Auch Frauen, Kinder und alte Männer beteiligen sich an den Plünderungen. Viele von ihnen stammen aus Mossul, andere sind extra zum Plündern in die Stadt gekommen. Schulen und andere öffentliche Einrichtungen werden auch hier verwüstet oder in Brand gesetzt. Von US-Soldaten oder kurdischen Kämpfern ist im Stadtzentrum kaum etwas zu sehen.

Ein britischer Militärsprecher sagte am Freitag, britische Soldaten würden über die nächsten drei Tage gegen die auch in der Stadt Basra herrschende Gesetzlosigkeit vorgehen. Oberst Chris Vernon räumte ein, Plünderungen und Banditentum hätten die Arbeit der Hilfsorganisatoren in Basra unmöglich gemacht. Am Donnerstag hatte US-Präsident George W. Bush per ausgestrahltem Video zugesichert, die USA und ihre Verbündeten würden für die Aufrechterhaltung von Recht und Ordnung sorgen.

Dennoch beginnen die Briten bereits mit der Verringerung ihrer Militärpräsenz am Golf. Das Verteidigungsministerium in London teilte mit, vier Tornado-Kampfjets würden noch am Freitag auf ihre Stützpunkte in Schottland zurückkehren. Auch etwa 550 Sanitäter und anderes medizinisches Personal würden zurückgezogen. Der Abbau von Kampfeinheiten sei jedoch nicht vorgesehen. "Es geht hier nicht etwa um den Anfang eines umfangreichen Rückzugs", verteidigte sich Staatssekretär Adam Ingram in London für die Maßnahme. Es mache aber keinen Sinn, Personal länger als nötig in der Region zu lassen.

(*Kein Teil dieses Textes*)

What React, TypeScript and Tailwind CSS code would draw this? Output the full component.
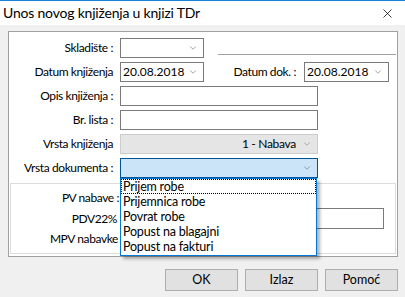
import { ChevronDown, X } from "lucide-react";

const font = "font-['Lato','Segoe_UI',sans-serif]";

const docTypes = [
  "Prijem robe",
  "Prijemnica robe",
  "Povrat robe",
  "Popust na blagajni",
  "Popust na fakturi",
];

function Label({ children }: { children: React.ReactNode }) {
  return (
    <span className="w-[104px] shrink-0 text-right text-[12px] tracking-[-0.4px] text-[#000]">
      {children}
    </span>
  );
}

function Combo({
  value,
  className = "",
}: {
  value?: string;
  className?: string;
}) {
  return (
    <div
      className={`flex h-[20px] items-center justify-between border border-[#7a7a7a] bg-white pl-[2px] pr-[5px] text-[12px] ${className}`}
    >
      <span>{value}</span>
      <ChevronDown size={10} strokeWidth={1.3} className="text-[#555]" />
    </div>
  );
}

function Input({ className = "" }: { className?: string }) {
  return (
    <div className={`h-[20px] border border-[#7a7a7a] bg-white ${className}`} />
  );
}

export default function App() {
  return (
    <div
      className={`${font} flex h-[297px] w-[405px] flex-col overflow-hidden border-t border-[#1883d7] bg-[#f0f0f0] text-black`}
    >
      {/* title bar */}
      <div className="flex h-[24px] shrink-0 items-center justify-between bg-white pl-[3px] pr-[10px]">
        <span className="text-[14px] leading-none tracking-[-0.2px]">
          Unos novog knjiženja u knjizi TDr
        </span>
        <X size={15} strokeWidth={1.2} />
      </div>

      <div className="px-[8px] pt-[6px]">
        <div className="relative flex h-[226px] w-[390px] flex-col border border-[#a0a0a0] bg-white pt-[6px]">
          <div className="flex flex-col gap-[4px]">
            <div className="flex items-center gap-[7px]">
              <Label>Skladište :</Label>
              <Combo className="w-[84px]" />
              <div className="ml-[7px] h-px w-[178px] translate-y-[6px] bg-[#a0a0a0]" />
            </div>
            <div className="flex items-center gap-[7px]">
              <Label>Datum knjiženja</Label>
              <Combo value="20.08.2018" className="w-[84px]" />
              <span className="ml-auto text-[12px] tracking-[-0.4px]">Datum dok. :</span>
              <Combo value="20.08.2018" className="mr-[8px] ml-[1px] w-[85px]" />
            </div>
            <div className="flex items-center gap-[7px]">
              <Label>Opis knjiženja :</Label>
              <Input className="w-[198px]" />
            </div>
            <div className="flex items-center gap-[7px]">
              <Label>Br. lista :</Label>
              <Input className="w-[198px]" />
            </div>
            <div className="flex items-center gap-[7px]">
              <Label>Vrsta knjiženja</Label>
              <div className="flex h-[20px] w-[198px] items-center justify-end gap-[6px] border border-[#cccccc] bg-[#e5e5e5] pr-[5px] text-[12px] tracking-[-0.3px]">
                <span>1 - Nabava</span>
                <ChevronDown size={10} strokeWidth={1.3} className="text-[#777]" />
              </div>
            </div>
            <div className="flex items-center gap-[7px]">
              <Label>Vrsta dokumenta :</Label>
              <div className="flex h-[20px] w-[198px] items-center justify-end border border-[#005499] bg-[#cce4f7] pr-[5px]">
                <ChevronDown size={10} strokeWidth={1.3} className="text-[#555]" />
              </div>
            </div>
          </div>

          {/* amounts */}
          <div className="mx-px mt-[5px] flex h-[71px] flex-col justify-between border border-[#dcdcdc] py-[4px] text-[12px] tracking-[-0.4px]">
            <div className="flex h-[20px] items-center">
              <span className="w-[108px] text-right">PV nabave :</span>
            </div>
            <div className="flex h-[21px] items-center">
              <span className="w-[106px] text-right">PDV22%</span>
              <div className="ml-auto mr-[11px] h-[21px] w-[200px] border border-[#7a7a7a]" />
            </div>
            <div className="flex h-[20px] items-center">
              <span className="w-[107px] text-right">MPV nabavke</span>
            </div>
          </div>

          {/* opened list */}
          <div className="absolute left-[111px] top-[146px] w-[197px] border border-[#0078d7] bg-white pb-px text-[12.5px] tracking-[-0.2px] shadow-[3px_3px_3px_rgba(0,0,0,0.3)]">
            {docTypes.map((t, i) => (
              <div
                key={t}
                className={`h-[15px] pl-[2px] leading-[15px] ${
                  i === 0 ? "outline-1 -outline-offset-1 outline-dotted outline-black" : ""
                }`}
              >
                {t}
              </div>
            ))}
          </div>
        </div>
      </div>

      <div className="mt-[12px] flex justify-end gap-[7px] pr-[7px]">
        {["OK", "Izlaz", "Pomoć"].map((b) => (
          <button
            key={b}
            className="h-[22px] w-[73px] border border-[#adadad] bg-[#e1e1e1] text-[12.5px]"
          >
            {b}
          </button>
        ))}
      </div>
    </div>
  );
}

Der US-Befehlshaber für den Golfkrieg, General Tommy Franks, erließ am Freitag neue Verhaltensregeln für die US-Truppen in Bagdad, in denen es ihnen untersagt wird, Plünderer zu erschießen.

Das Rote Kreuz forderte die US-geführten Truppen zum Eingreifen auf. "Gemäß der Genfer Konvention ist es die Sache der Besatzungsstreitkräfte, Recht und Ordnung durchzusetzen", sagte IKRK-Sprecherin Nada Doumani Reuters in Genf. Sie bezweifle, dass in Bagdad noch Krankenhäuser arbeiteten: "Die Operationssäle funktionieren nicht mehr. Auf jeden Fall gibt es keine Instrumente mehr."